__Problem to work on__:
Omit all pictures. Copy the rest of the material exactly.

__Material__:
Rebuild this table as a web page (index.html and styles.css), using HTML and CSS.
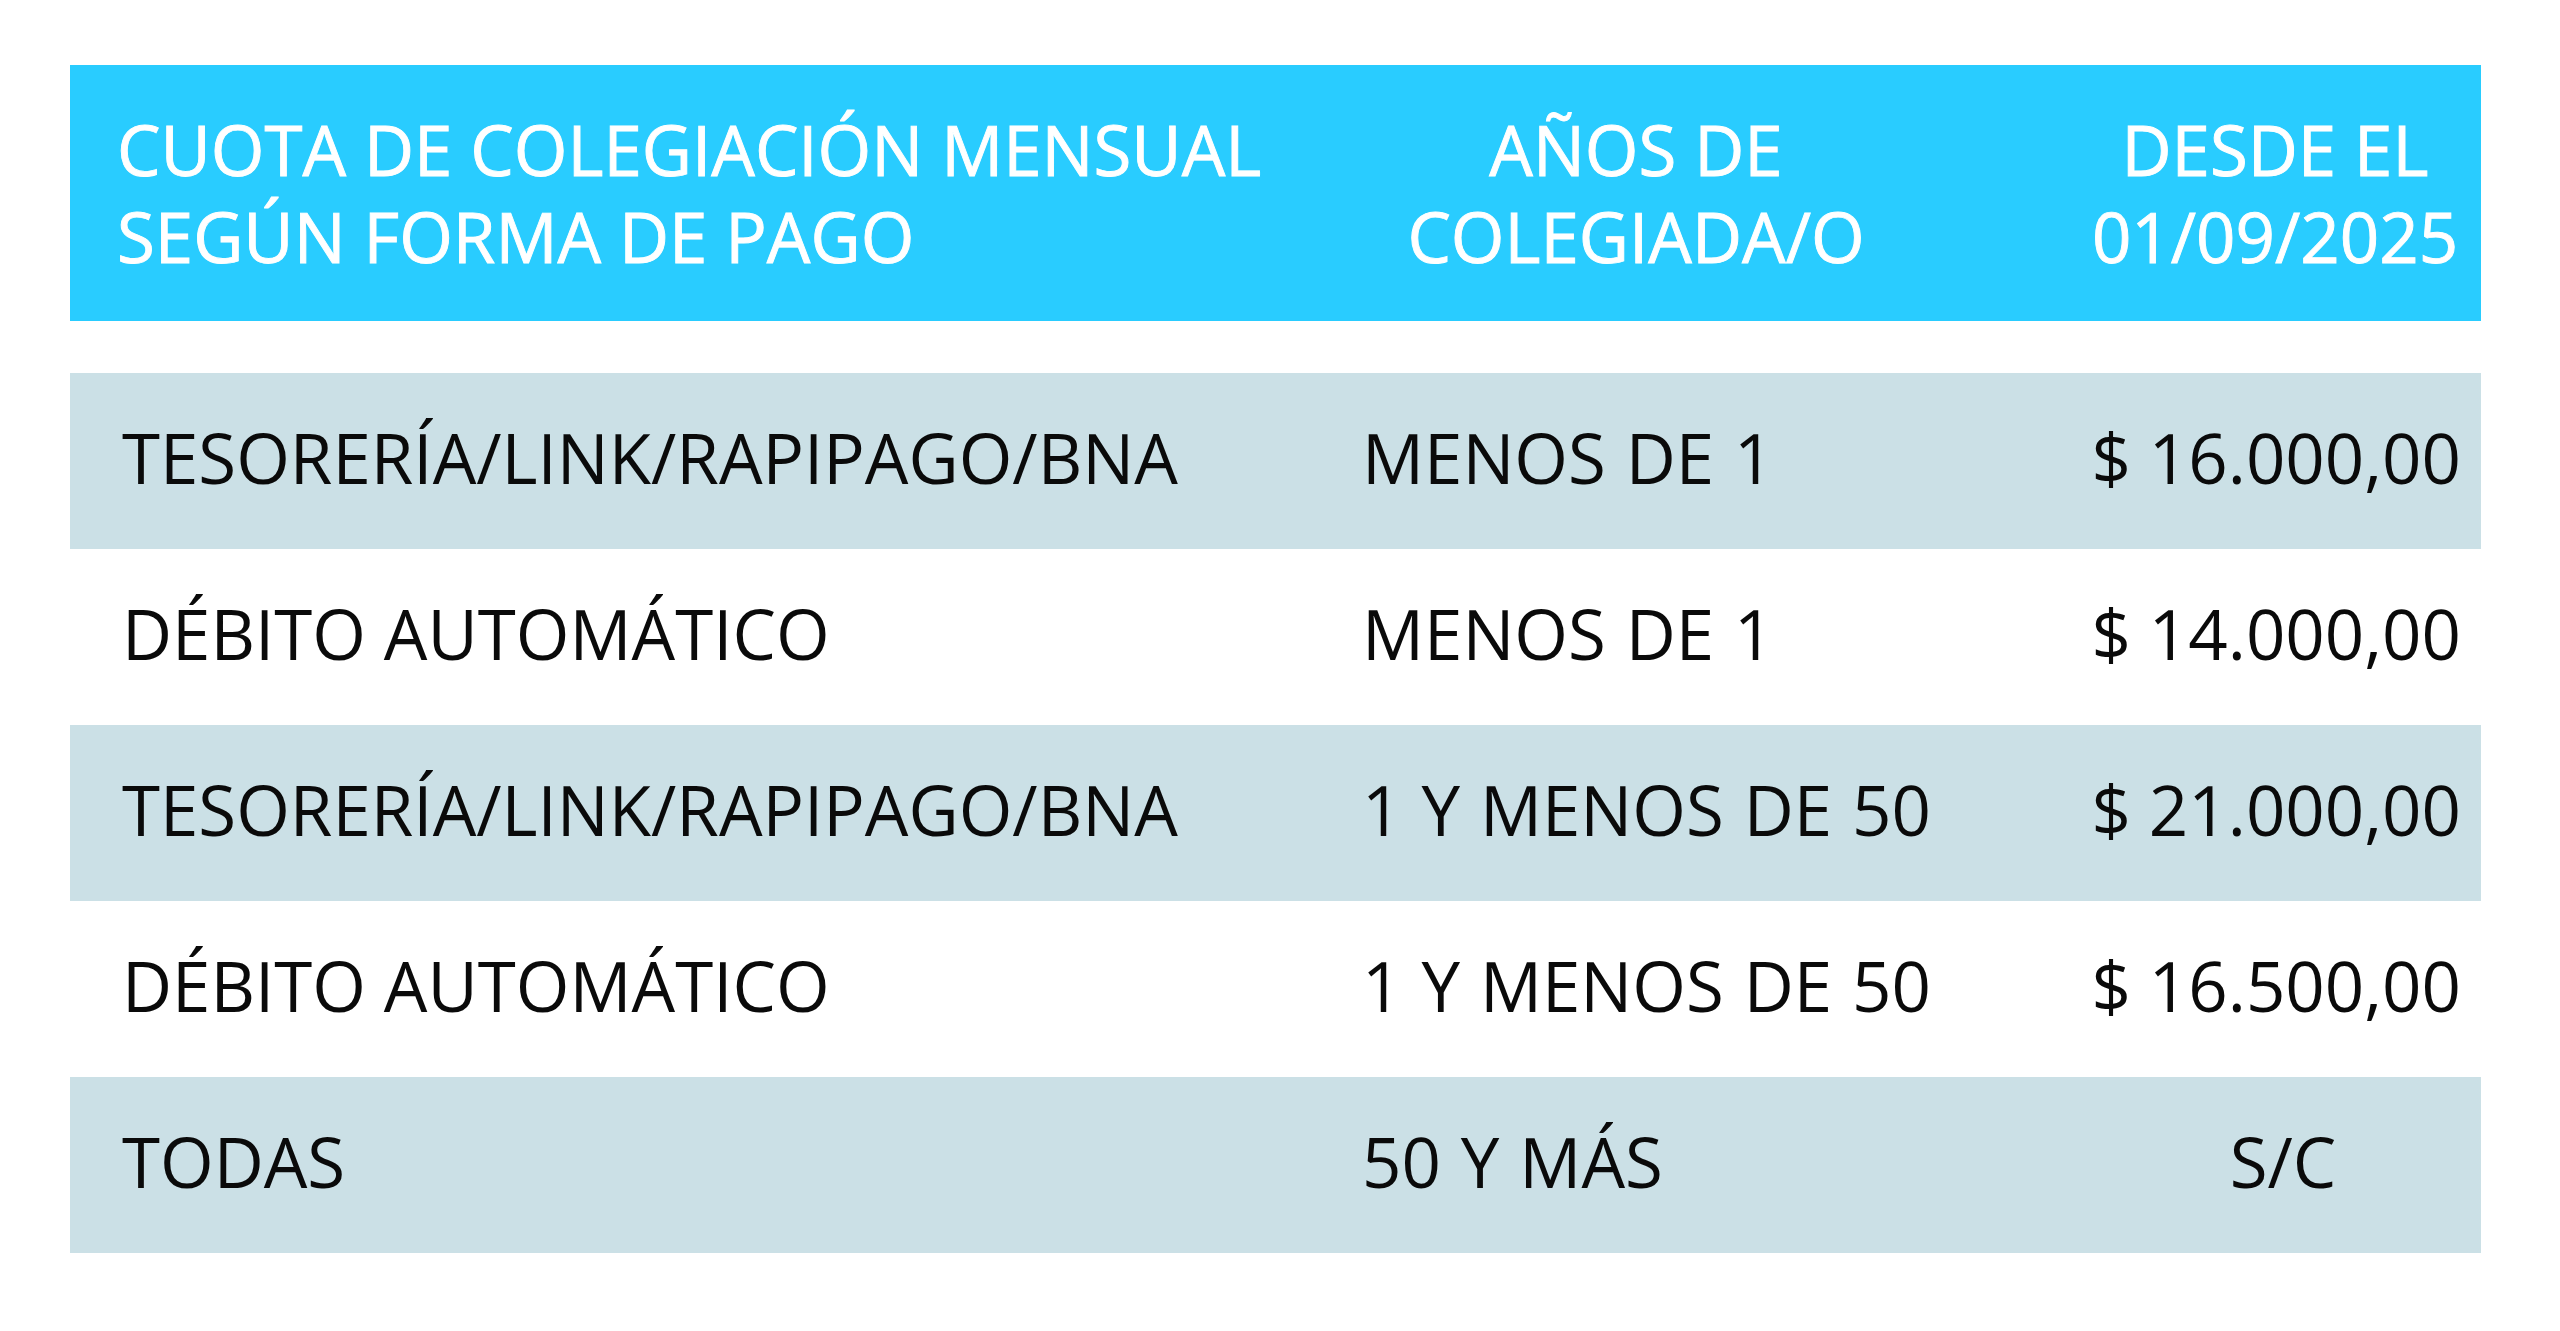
FILE: index.html
```html
<!DOCTYPE html>
<html lang="es">
<head>
<meta charset="utf-8">
<title>Cuota de colegiación</title>
<link rel="stylesheet" href="styles.css">
</head>
<body>
<main class="page">
  <div class="table">
    <div class="row head">
      <div class="cell c1">CUOTA DE COLEGIACIÓN MENSUAL<br>SEGÚN FORMA DE PAGO</div>
      <div class="cell c2">AÑOS DE<br>COLEGIADA/O</div>
      <div class="cell c3">DESDE EL<br>01/09/2025</div>
    </div>
    <div class="body">
      <div class="row tint">
        <div class="cell c1">TESORERÍA/LINK/RAPIPAGO/BNA</div>
        <div class="cell c2">MENOS DE 1</div>
        <div class="cell c3 money">$ 16.000,00</div>
      </div>
      <div class="row">
        <div class="cell c1">DÉBITO AUTOMÁTICO</div>
        <div class="cell c2">MENOS DE 1</div>
        <div class="cell c3 money">$ 14.000,00</div>
      </div>
      <div class="row tint">
        <div class="cell c1">TESORERÍA/LINK/RAPIPAGO/BNA</div>
        <div class="cell c2">1 Y MENOS DE 50</div>
        <div class="cell c3 money">$ 21.000,00</div>
      </div>
      <div class="row">
        <div class="cell c1">DÉBITO AUTOMÁTICO</div>
        <div class="cell c2">1 Y MENOS DE 50</div>
        <div class="cell c3 money">$ 16.500,00</div>
      </div>
      <div class="row tint">
        <div class="cell c1">TODAS</div>
        <div class="cell c2">50 Y MÁS</div>
        <div class="cell c3 center">S/C</div>
      </div>
    </div>
  </div>
</main>
</body>
</html>
```
FILE: styles.css
```css
html, body {
  margin: 0;
  padding: 0;
  background: #ffffff;
}
.page {
  padding: 65px 79px 0 70px;
  font-family: "Open Sans", "Noto Sans", sans-serif;
}
.table {
  width: 2411px;
  display: flex;
  flex-direction: column;
  gap: 52px;
}
.row {
  display: grid;
  grid-template-columns: 1137px 858px 416px;
  height: 176px;
  align-items: center;
  color: #0a0a0a;
  font-size: 69px;
  line-height: 1;
}
.body .cell {
  padding-bottom: 8px;
}
.row.tint {
  background: #cbe0e6;
}
.row.head {
  height: 256px;
  background: #29ccff;
  color: #ffffff;
  font-size: 69px;
  line-height: 87px;
  -webkit-text-stroke: 0.9px #ffffff;
}
.head .c1 {
  padding-left: 47px;
  white-space: nowrap;
}
.head .c2,
.head .c3 {
  text-align: center;
  white-space: nowrap;
}
.head .c3 {
  padding-left: 4px;
}
.body {
  display: flex;
  flex-direction: column;
}
.c1 {
  padding-left: 52px;
  white-space: nowrap;
}
.body .c2 {
  padding-left: 155px;
  white-space: nowrap;
  word-spacing: 2px;
}
.money {
  text-align: right;
  padding-right: 20px;
  white-space: nowrap;
}
.center {
  text-align: center;
  padding-left: 20px;
}
```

__Result below__:
Rebuild this table as a web page (index.html and styles.css), using HTML and CSS.
FILE: index.html
```html
<!DOCTYPE html>
<html lang="es">
<head>
<meta charset="utf-8">
<title>Cuota de colegiación</title>
<link rel="stylesheet" href="styles.css">
</head>
<body>
<main class="page">
  <div class="table">
    <div class="row head">
      <div class="cell c1">CUOTA DE COLEGIACIÓN MENSUAL<br>SEGÚN FORMA DE PAGO</div>
      <div class="cell c2">AÑOS DE<br>COLEGIADA/O</div>
      <div class="cell c3">DESDE EL<br>01/09/2025</div>
    </div>
    <div class="body">
      <div class="row tint">
        <div class="cell c1">TESORERÍA/LINK/RAPIPAGO/BNA</div>
        <div class="cell c2">MENOS DE 1</div>
        <div class="cell c3 money">$ 16.000,00</div>
      </div>
      <div class="row">
        <div class="cell c1">DÉBITO AUTOMÁTICO</div>
        <div class="cell c2">MENOS DE 1</div>
        <div class="cell c3 money">$ 14.000,00</div>
      </div>
      <div class="row tint">
        <div class="cell c1">TESORERÍA/LINK/RAPIPAGO/BNA</div>
        <div class="cell c2">1 Y MENOS DE 50</div>
        <div class="cell c3 money">$ 21.000,00</div>
      </div>
      <div class="row">
        <div class="cell c1">DÉBITO AUTOMÁTICO</div>
        <div class="cell c2">1 Y MENOS DE 50</div>
        <div class="cell c3 money">$ 16.500,00</div>
      </div>
      <div class="row tint">
        <div class="cell c1">TODAS</div>
        <div class="cell c2">50 Y MÁS</div>
        <div class="cell c3 center">S/C</div>
      </div>
    </div>
  </div>
</main>
</body>
</html>
```
FILE: styles.css
```css
html, body {
  margin: 0;
  padding: 0;
  background: #ffffff;
}
.page {
  padding: 65px 79px 0 70px;
  font-family: "Open Sans", "Noto Sans", sans-serif;
}
.table {
  width: 2411px;
  display: flex;
  flex-direction: column;
  gap: 52px;
}
.row {
  display: grid;
  grid-template-columns: 1137px 858px 416px;
  height: 176px;
  align-items: center;
  color: #0a0a0a;
  font-size: 69px;
  line-height: 1;
}
.body .cell {
  padding-bottom: 8px;
}
.row.tint {
  background: #cbe0e6;
}
.row.head {
  height: 256px;
  background: #29ccff;
  color: #ffffff;
  font-size: 69px;
  line-height: 87px;
  -webkit-text-stroke: 0.9px #ffffff;
}
.head .c1 {
  padding-left: 47px;
  white-space: nowrap;
}
.head .c2,
.head .c3 {
  text-align: center;
  white-space: nowrap;
}
.head .c3 {
  padding-left: 4px;
}
.body {
  display: flex;
  flex-direction: column;
}
.c1 {
  padding-left: 52px;
  white-space: nowrap;
}
.body .c2 {
  padding-left: 155px;
  white-space: nowrap;
  word-spacing: 2px;
}
.money {
  text-align: right;
  padding-right: 20px;
  white-space: nowrap;
}
.center {
  text-align: center;
  padding-left: 20px;
}
```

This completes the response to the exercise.